What mistakes commonly undermine invoice automation programs?
- Automating broken billing policies before standardizing contract, rate, and approval rules.
- Treating invoice generation as the whole problem while ignoring upstream time capture, milestone evidence, and change control.
- Overusing RPA where API-led or event-driven integration would be more durable.
- Deploying AI features without explainability, human review, or grounded access to approved billing knowledge.
- Measuring success only by invoice volume instead of cycle time, exception rate, dispute rate, and cash conversion impact.
- Failing to assign cross-functional ownership across finance, project operations, delivery leadership, and IT.
A frequent executive error is assuming invoice automation is a finance-only initiative. In reality, it is an operating model redesign that spans customer lifecycle automation, project governance, ERP automation, and service delivery discipline. The firms that realize durable ROI are the ones that align commercial policy, process ownership, and technical architecture from the start.
How should decision makers evaluate business ROI and strategic fit?
The ROI case for invoice automation should be framed around working capital, margin protection, and operational scalability. Faster billing cycles can improve cash timing. Better validation can reduce write-downs, missed billable items, and avoidable disputes. Standardized workflows can lower manual effort in finance and project operations while improving audit readiness. For acquisitive firms or partner-led service organizations, automation also supports integration of new business units by enforcing common billing controls across heterogeneous systems.
Decision makers should evaluate strategic fit using a simple framework: revenue risk addressed, process complexity reduced, integration feasibility, governance readiness, and scalability across service lines. If a use case scores high on revenue risk and repeatability, it is usually a strong candidate for early automation. If it scores high on complexity but low on standardization, policy work should come first.
This is also where partner strategy matters. Organizations that serve clients through channel models, managed services, or embedded operational support often benefit from a partner-first platform approach.

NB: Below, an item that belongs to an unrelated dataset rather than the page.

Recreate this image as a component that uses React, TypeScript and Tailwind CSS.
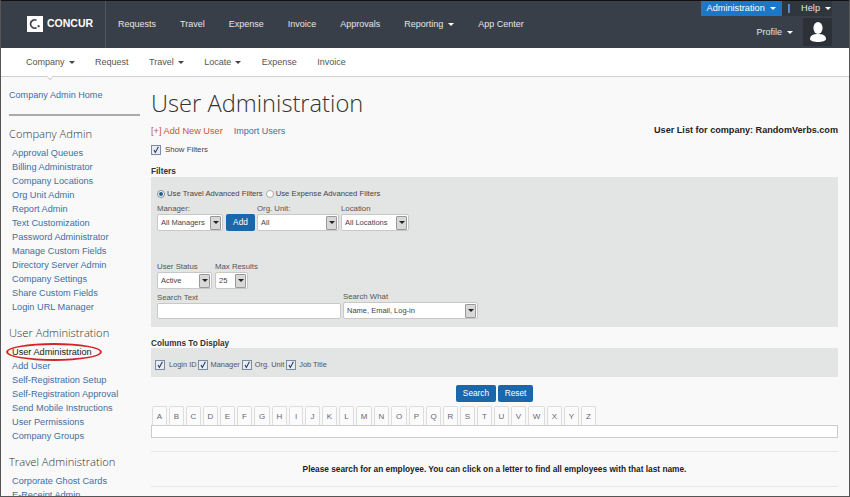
const Caret = ({ c = "border-t-white", ml = "ml-[5px]" }: { c?: string; ml?: string }) => (
  <span className={`inline-block w-0 h-0 border-l-[3px] border-r-[3px] border-t-[3px] border-l-transparent border-r-transparent ${c} ${ml} align-middle`} />
);

const Select = ({ w, text }: { w: string; text: string }) => (
  <div className={`flex items-center justify-between h-[17px] bg-white border border-[#c8c8c8] rounded-[2px] pl-[3px] pr-px ${w}`}>
    <span className="text-[7.5px] text-[#444] whitespace-nowrap">{text}</span>
    <span className="w-[11px] h-[14px] bg-[#d8d8d8] border border-[#999] rounded-[1px] flex items-center justify-center shrink-0">
      <span className="w-0 h-0 border-l-[3px] border-r-[3px] border-t-[3px] border-l-transparent border-r-transparent border-t-[#222]" />
    </span>
  </div>
);

const Check = () => (
  <span className="w-[10px] h-[10px] border border-[#7a8aa0] bg-[#e8edf4] flex items-center justify-center shrink-0">
    <svg viewBox="0 0 10 10" className="w-[8px] h-[8px]">
      <path d="M2.5 5 L4.2 8 L8 1" fill="none" stroke="#2b3a67" strokeWidth="1.4" />
    </svg>
  </span>
);

const Field = ({ label, children, className = "" }: { label: string; children: React.ReactNode; className?: string }) => (
  <div className={`flex flex-col ${className}`}>
    <span className="text-[7.8px] leading-[10px] text-[#555] whitespace-nowrap">{label}</span>
    {children}
  </div>
);

const Sec = ({ title, links, className = "" }: { title: string; links: string[]; className?: string }) => (
  <div className={className}>
    <div className="font-['Open_Sans'] font-light text-[11.2px] leading-[16px] text-[#333] whitespace-nowrap pl-[8px]">{title}</div>
    <ul className="mt-[4px] pl-[11px]">
      {links.map((l) => (
        <li key={l} className={`relative h-[14px] leading-[14px] text-[9.2px] whitespace-nowrap ${l === "User Administration" ? "text-[#222]" : "text-[#3f6f9f]"}`}>
          {l}
          {l === "User Administration" && (
            <span className="absolute left-[-6px] top-[-2px] w-[96px] h-[18px] rounded-[50%] border-2 border-[#d3242c]" />
          )}
        </li>
      ))}
    </ul>
  </div>
);

export default function App() {
  const letters = "ABCDEFGHIJKLMNOPQRSTUVWXYZ".split("");
  return (
    <div className="w-[850px] h-[497px] overflow-hidden bg-[#f9f9f9] font-['Liberation_Sans',Arial,sans-serif] flex flex-col border-l border-r border-[#555] relative">
      <header className="h-[48px] shrink-0 bg-[#383f48] border-t border-[#111] flex text-[#e3e6e9] text-[9px]">
        <div className="w-[105px] shrink-0 border-r border-[#505760] flex items-center pl-[26px] pb-[1px]">
          <span className="w-[16px] h-[16px] bg-white flex items-center justify-center">
            <svg viewBox="0 0 16 16" className="w-[16px] h-[16px]">
              <path d="M9.5 4.2 A4.2 4.2 0 1 0 9.5 11.8" fill="none" stroke="#383f48" strokeWidth="1.7" />
              <rect x="10.6" y="9.2" width="2" height="2" fill="#383f48" />
            </svg>
          </span>
          <span className="ml-[4px] font-bold text-[10.5px] text-white">CONCUR</span>
        </div>
        <nav className="flex items-center gap-[24px] pl-[12px]">
          <span>Requests</span>
          <span>Travel</span>
          <span>Expense</span>
          <span>Invoice</span>
          <span>Approvals</span>
          <span className="whitespace-nowrap">Reporting<Caret /></span>
          <span className="whitespace-nowrap">App Center</span>
        </nav>
        <div className="ml-auto w-[130px] mr-[17px] flex flex-col items-end">
          <div className="flex items-center h-[15px] bg-[#30363d]">
            <span className="h-[15px] bg-[#1a77c9] text-white px-[6px] leading-[15px] text-[9.2px] whitespace-nowrap">Administration<Caret /></span>
            <span className="mx-[6px] text-[9px] leading-[15px]">|</span>
            <span className="pr-[1px] pl-[5px] text-[9.2px] whitespace-nowrap">Help<Caret /></span>
          </div>
          <div className="flex items-center mt-[2px]">
            <span className="whitespace-nowrap mr-[10px] pt-[1px]">Profile<Caret /></span>
            <span className="w-[29px] h-[28px] bg-[#2c3138] flex items-center justify-center">
              <svg viewBox="0 0 24 24" className="w-[24px] h-[24px]">
                <ellipse cx="12" cy="8" rx="4.6" ry="6" fill="#fff" />
                <path d="M4 19 C4 15 8 14 12 14 C16 14 20 15 20 19 C20 21 16 22 12 22 C8 22 4 21 4 19Z" fill="#fff" />
              </svg>
            </span>
          </div>
        </div>
      </header>

      <div className="h-[29px] shrink-0 bg-white border-b border-[#cfcfcf] flex items-center pl-[25px] pt-[2px] gap-[20.5px] text-[9px] text-[#555] relative">
        <span className="whitespace-nowrap">Company<Caret c="border-t-[#444]" ml="ml-[4px]" /></span>
        <span>Request</span>
        <span className="whitespace-nowrap">Travel<Caret c="border-t-[#444]" ml="ml-[4px]" /></span>
        <span className="whitespace-nowrap">Locate<Caret c="border-t-[#444]" ml="ml-[4px]" /></span>
        <span>Expense</span>
        <span>Invoice</span>
        <span className="absolute left-[46px] bottom-[-3px] w-[6px] h-[6px] rotate-45 bg-white border-r border-b border-[#cfcfcf]" />
      </div>

      <div className="flex flex-1 min-h-0">
        <aside className="w-[150px] shrink-0 overflow-hidden">
          <div className="pl-[8px] pt-[12px] text-[9.1px] leading-[12px] text-[#3f6f9f] whitespace-nowrap">Company Admin Home</div>
          <div className="ml-[8px] w-[131px] mt-[13px] h-[2px] bg-[#aaa]" />
          <Sec
            className="mt-[10px]"
            title="Company Admin"
            links={["Approval Queues","Billing Administrator","Company Locations","Org Unit Admin","Report Admin","Text Customization","Password Administrator","Manage Custom Fields","Directory Server Admin","Company Settings","Share Custom Fields","Login URL Manager"]}
          />
          <Sec
            className="mt-[11px]"
            title="User Administration"
            links={["User Administration","Add User","Self-Registration Setup","Self-Registration Approval","Send Mobile Instructions","User Permissions","Company Groups"]}
          />
          <Sec
            className="mt-[11px]"
            title="Travel Administration"
            links={["Corporate Ghost Cards","E-Receipt Admin"]}
          />
        </aside>

        <main className="flex-1 min-w-0 pr-[11px] overflow-hidden">
          <h1 className="font-['Open_Sans'] font-light text-[23.7px] leading-[32px] mt-[10px] text-[#333] whitespace-nowrap">User Administration</h1>
          <div className="flex items-center justify-between mt-[4px] leading-[12px]">
            <div>
              <span className="text-[#c9543a] text-[9.2px]">[+] Add New User</span>
              <span className="text-[#3f6f9f] text-[9px] ml-[11px]">Import Users</span>
            </div>
            <span className="font-bold text-[9.1px] text-[#222]">User List for company: RandomVerbs.com</span>
          </div>
          <div className="flex items-center gap-[4px] mt-[7px] text-[7.8px] text-[#444] leading-[12px]">
            <Check />
            Show Filters
          </div>

          <div className="mt-[9px] font-bold text-[8.3px] leading-[12px] text-[#333]">Filters</div>
          <div className="bg-[#e3e4e4] h-[150px] px-[6px] pt-[11px]">
            <div className="flex items-center text-[7.7px] text-[#444] leading-[12px] whitespace-nowrap">
              <span className="w-[8px] h-[8px] rounded-full border border-[#888] bg-white flex items-center justify-center mr-[2px]"><span className="w-[4px] h-[4px] rounded-full bg-[#16608f]" /></span>
              Use Travel Advanced Filters
              <span className="w-[8px] h-[8px] rounded-full border border-[#aaa] bg-white ml-[3px] mr-[2px]" />
              Use Expense Advanced Filters
            </div>
            <div className="flex items-end mt-[4px]">
              <Field label="Manager:"><Select w="w-[66px]" text="All Managers" /></Field>
              <span className="h-[17px] w-[29px] ml-[3px] bg-[#1a67ac] rounded-[2px] text-white text-[8.3px] flex items-center justify-center">Add</span>
              <Field label="Org. Unit:" className="ml-[2px]"><Select w="w-[82px]" text="All" /></Field>
              <Field label="Location" className="ml-[2px]"><Select w="w-[68px]" text="All Locations" /></Field>
            </div>
            <div className="flex items-end mt-[31px]">
              <Field label="User Status"><Select w="w-[55px]" text="Active" /></Field>
              <Field label="Max Results" className="ml-[3px]"><Select w="w-[33px]" text="25" /></Field>
            </div>
            <div className="flex items-end mt-[3px]">
              <Field label="Search Text"><div className="w-[184px] h-[16px] bg-white border border-[#c8c8c8] rounded-[2px]" /></Field>
              <Field label="Search What" className="ml-[2px]"><Select w="w-[135px]" text="Name, Email, Log-in" /></Field>
            </div>
          </div>

          <div className="mt-[12px] font-bold text-[8.2px] leading-[9px] text-[#333]">Columns To Display</div>
          <div className="bg-[#e3e4e4] h-[29px] px-[4px] pt-[5px] flex items-center text-[7.4px] text-[#555] whitespace-nowrap">
            <Check /><span className="ml-[4px] mr-px">Login ID</span>
            <Check /><span className="ml-[3px] mr-[2px]">Manager</span>
            <Check /><span className="ml-[3px] mr-[2px]">Org. Unit</span>
            <Check /><span className="ml-[3px]">Job Title</span>
          </div>

          <div className="flex justify-center gap-[2px] mt-[8px]">
            <span className="w-[40px] h-[17px] bg-[#1a67ac] rounded-[2px] text-white text-[8.3px] flex items-center justify-center">Search</span>
            <span className="w-[35px] h-[17px] bg-[#1a67ac] rounded-[2px] text-white text-[8.3px] flex items-center justify-center">Reset</span>
          </div>

          <div className="flex mt-[4px] ml-px gap-[2px]">
            {letters.map((l) => (
              <span key={l} className={`h-[19px] pt-[2px] bg-[#fbfbfb] border border-[#ddd] border-b-0 rounded-t-[2px] text-[8px] text-[#667] flex items-center justify-center ${l === "W" ? "w-[17px]" : "GMO".includes(l) ? "w-[16px]" : l === "I" ? "w-[14px]" : "w-[15px]"}`}>{l}</span>
            ))}
          </div>
          <div className="h-[13px] bg-white border border-[#ccc]" />
          <div className="mt-[13px] border-y border-[#e8e8e8] h-[36px] flex items-center justify-center font-bold text-[8.3px] text-[#222]">
            Please search for an employee. You can click on a letter to find all employees with that last name.
          </div>
        </main>
      </div>
      <div className="absolute left-0 right-0 bottom-0 h-px bg-[#555]" />
    </div>
  );
}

SysGenPro can be relevant in these scenarios as a White-label ERP Platform and Managed Automation Services provider, particularly when partners need to package workflow orchestration, ERP automation, and managed operational support under their own service model rather than buying isolated tools.
What future trends will shape professional services billing operations?
The next phase of billing transformation will be defined less by invoice document automation and more by continuous revenue operations. Process Mining will help firms identify where billing delays actually occur across delivery, approval, and finance workflows. AI-assisted automation will improve exception prevention before period close. Event-driven billing models will become more common as service delivery platforms emit richer operational signals. More firms will connect project execution, customer success, and finance data to create earlier visibility into billability, margin risk, and client-specific invoicing friction.
Another important trend is the convergence of SaaS automation, cloud automation, and ERP-centered financial control. As professional services organizations adopt more specialized platforms, the value shifts to orchestration, governance, and observability across the stack. The winners will not be the firms with the most automation scripts. They will be the firms with the clearest billing policies, strongest integration discipline, and best ability to operationalize change across a partner ecosystem.
Executive Conclusion
Professional Services Invoice Automation is ultimately a revenue operations strategy. It helps firms convert delivered value into recognized and collectible revenue with greater speed, accuracy, and control. The strongest programs do not start with invoice templates. They start with billing policy, workflow orchestration, ERP alignment, and exception governance. Leaders should prioritize use cases where revenue leakage is measurable, process repeatability is achievable, and cross-functional ownership is clear. From there, they can scale through integration-led architecture, disciplined monitoring, and selective AI-assisted automation. For partners and enterprise operators alike, the opportunity is not just to automate billing tasks but to build a more resilient commercial operating model.